- DATASET CONTENT -
§ §
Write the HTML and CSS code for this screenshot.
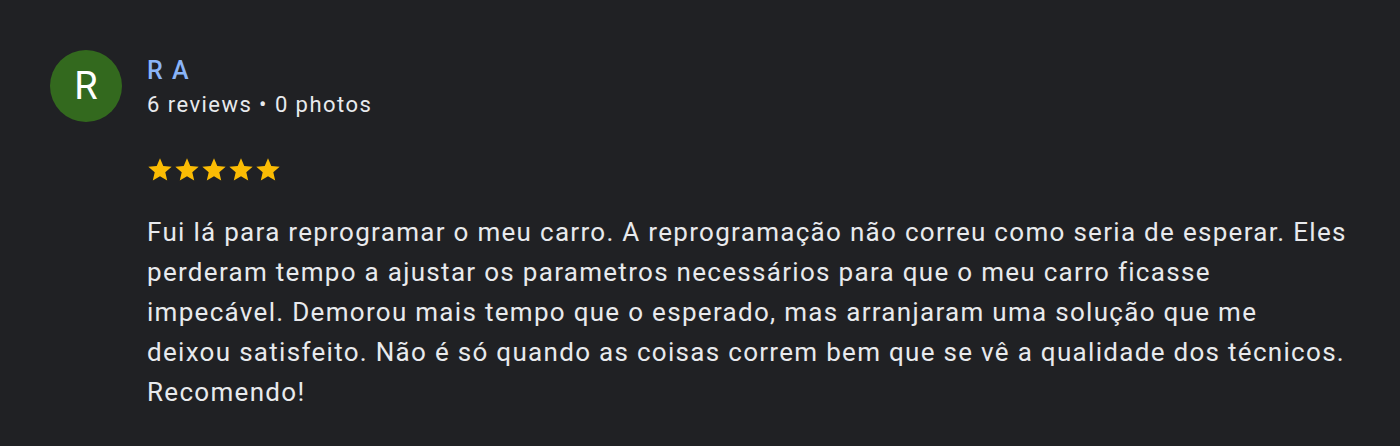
FILE: index.html
```html
<!DOCTYPE html>
<html lang="pt">
<head>
    <meta charset="UTF-8">
    <title>Review</title>
    <link rel="stylesheet" href="styles.css">
</head>
<body>
    <div class="review">
        <div class="header">
            <div class="avatar">R</div>
            <div class="author">
                <div class="name">R A</div>
                <div class="meta">6 reviews • 0 photos</div>
            </div>
        </div>
        <div class="body">
            <div class="stars">
                <svg viewBox="0 0 24 24"><path d="M12 17.27L18.18 21l-1.64-7.03L22 9.24l-7.19-.61L12 2 9.19 8.63 2 9.24l5.46 4.73L5.82 21z"/></svg>
                <svg viewBox="0 0 24 24"><path d="M12 17.27L18.18 21l-1.64-7.03L22 9.24l-7.19-.61L12 2 9.19 8.63 2 9.24l5.46 4.73L5.82 21z"/></svg>
                <svg viewBox="0 0 24 24"><path d="M12 17.27L18.18 21l-1.64-7.03L22 9.24l-7.19-.61L12 2 9.19 8.63 2 9.24l5.46 4.73L5.82 21z"/></svg>
                <svg viewBox="0 0 24 24"><path d="M12 17.27L18.18 21l-1.64-7.03L22 9.24l-7.19-.61L12 2 9.19 8.63 2 9.24l5.46 4.73L5.82 21z"/></svg>
                <svg viewBox="0 0 24 24"><path d="M12 17.27L18.18 21l-1.64-7.03L22 9.24l-7.19-.61L12 2 9.19 8.63 2 9.24l5.46 4.73L5.82 21z"/></svg>
            </div>
            <p class="text">Fui lá para reprogramar o meu carro. A reprogramação não correu como seria de esperar. Eles<br>perderam tempo a ajustar os parametros necessários para que o meu carro ficasse<br>impecável. Demorou mais tempo que o esperado, mas arranjaram uma solução que me<br>deixou satisfeito. Não é só quando as coisas correm bem que se vê a qualidade dos técnicos.<br>Recomendo!</p>
        </div>
    </div>
</body>
</html>
```

FILE: styles.css
```css
body {
    margin: 0;
    background: #202124;
    color: #e8eaed;
    font-family: Roboto, Arial, sans-serif;
}
.review {
    padding: 50px 0 0 50px;
}
.header {
    display: flex;
    align-items: flex-start;
}
.avatar {
    width: 72px;
    height: 72px;
    border-radius: 50%;
    background: #33691e;
    color: white;
    font-size: 38px;
    display: flex;
    align-items: center;
    justify-content: center;
    flex-shrink: 0;
}
.author {
    margin-left: 25px;
    padding-top: 7px;
}
.name {
    color: #8ab4f8;
    font-size: 25px;
    font-weight: 500;
    line-height: 28px;
    letter-spacing: 1.5px;
}
.meta {
    font-size: 22px;
    line-height: 28px;
    margin-top: 6px;
    letter-spacing: 1.45px;
}
.body {
    margin-left: 97px;
}
.stars {
    display: flex;
    margin-top: 34px;
    height: 28px;
}
.stars svg {
    width: 28px;
    height: 28px;
    fill: #fbbc04;
    margin-left: -1px;
}
.text {
    font-size: 26px;
    line-height: 40px;
    letter-spacing: 1.3px;
    white-space: nowrap;
    margin: 28px 0 0;
}
```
§ §
- TASK PROMPT -
Repeat the data exactly, dropping every picture it holds.

- FINAL ANSWER -
Write the HTML and CSS code for this screenshot.
FILE: index.html
```html
<!DOCTYPE html>
<html lang="pt">
<head>
    <meta charset="UTF-8">
    <title>Review</title>
    <link rel="stylesheet" href="styles.css">
</head>
<body>
    <div class="review">
        <div class="header">
            <div class="avatar">R</div>
            <div class="author">
                <div class="name">R A</div>
                <div class="meta">6 reviews • 0 photos</div>
            </div>
        </div>
        <div class="body">
            <div class="stars">
                <svg viewBox="0 0 24 24"><path d="M12 17.27L18.18 21l-1.64-7.03L22 9.24l-7.19-.61L12 2 9.19 8.63 2 9.24l5.46 4.73L5.82 21z"/></svg>
                <svg viewBox="0 0 24 24"><path d="M12 17.27L18.18 21l-1.64-7.03L22 9.24l-7.19-.61L12 2 9.19 8.63 2 9.24l5.46 4.73L5.82 21z"/></svg>
                <svg viewBox="0 0 24 24"><path d="M12 17.27L18.18 21l-1.64-7.03L22 9.24l-7.19-.61L12 2 9.19 8.63 2 9.24l5.46 4.73L5.82 21z"/></svg>
                <svg viewBox="0 0 24 24"><path d="M12 17.27L18.18 21l-1.64-7.03L22 9.24l-7.19-.61L12 2 9.19 8.63 2 9.24l5.46 4.73L5.82 21z"/></svg>
                <svg viewBox="0 0 24 24"><path d="M12 17.27L18.18 21l-1.64-7.03L22 9.24l-7.19-.61L12 2 9.19 8.63 2 9.24l5.46 4.73L5.82 21z"/></svg>
            </div>
            <p class="text">Fui lá para reprogramar o meu carro. A reprogramação não correu como seria de esperar. Eles<br>perderam tempo a ajustar os parametros necessários para que o meu carro ficasse<br>impecável. Demorou mais tempo que o esperado, mas arranjaram uma solução que me<br>deixou satisfeito. Não é só quando as coisas correm bem que se vê a qualidade dos técnicos.<br>Recomendo!</p>
        </div>
    </div>
</body>
</html>
```

FILE: styles.css
```css
body {
    margin: 0;
    background: #202124;
    color: #e8eaed;
    font-family: Roboto, Arial, sans-serif;
}
.review {
    padding: 50px 0 0 50px;
}
.header {
    display: flex;
    align-items: flex-start;
}
.avatar {
    width: 72px;
    height: 72px;
    border-radius: 50%;
    background: #33691e;
    color: white;
    font-size: 38px;
    display: flex;
    align-items: center;
    justify-content: center;
    flex-shrink: 0;
}
.author {
    margin-left: 25px;
    padding-top: 7px;
}
.name {
    color: #8ab4f8;
    font-size: 25px;
    font-weight: 500;
    line-height: 28px;
    letter-spacing: 1.5px;
}
.meta {
    font-size: 22px;
    line-height: 28px;
    margin-top: 6px;
    letter-spacing: 1.45px;
}
.body {
    margin-left: 97px;
}
.stars {
    display: flex;
    margin-top: 34px;
    height: 28px;
}
.stars svg {
    width: 28px;
    height: 28px;
    fill: #fbbc04;
    margin-left: -1px;
}
.text {
    font-size: 26px;
    line-height: 40px;
    letter-spacing: 1.3px;
    white-space: nowrap;
    margin: 28px 0 0;
}
```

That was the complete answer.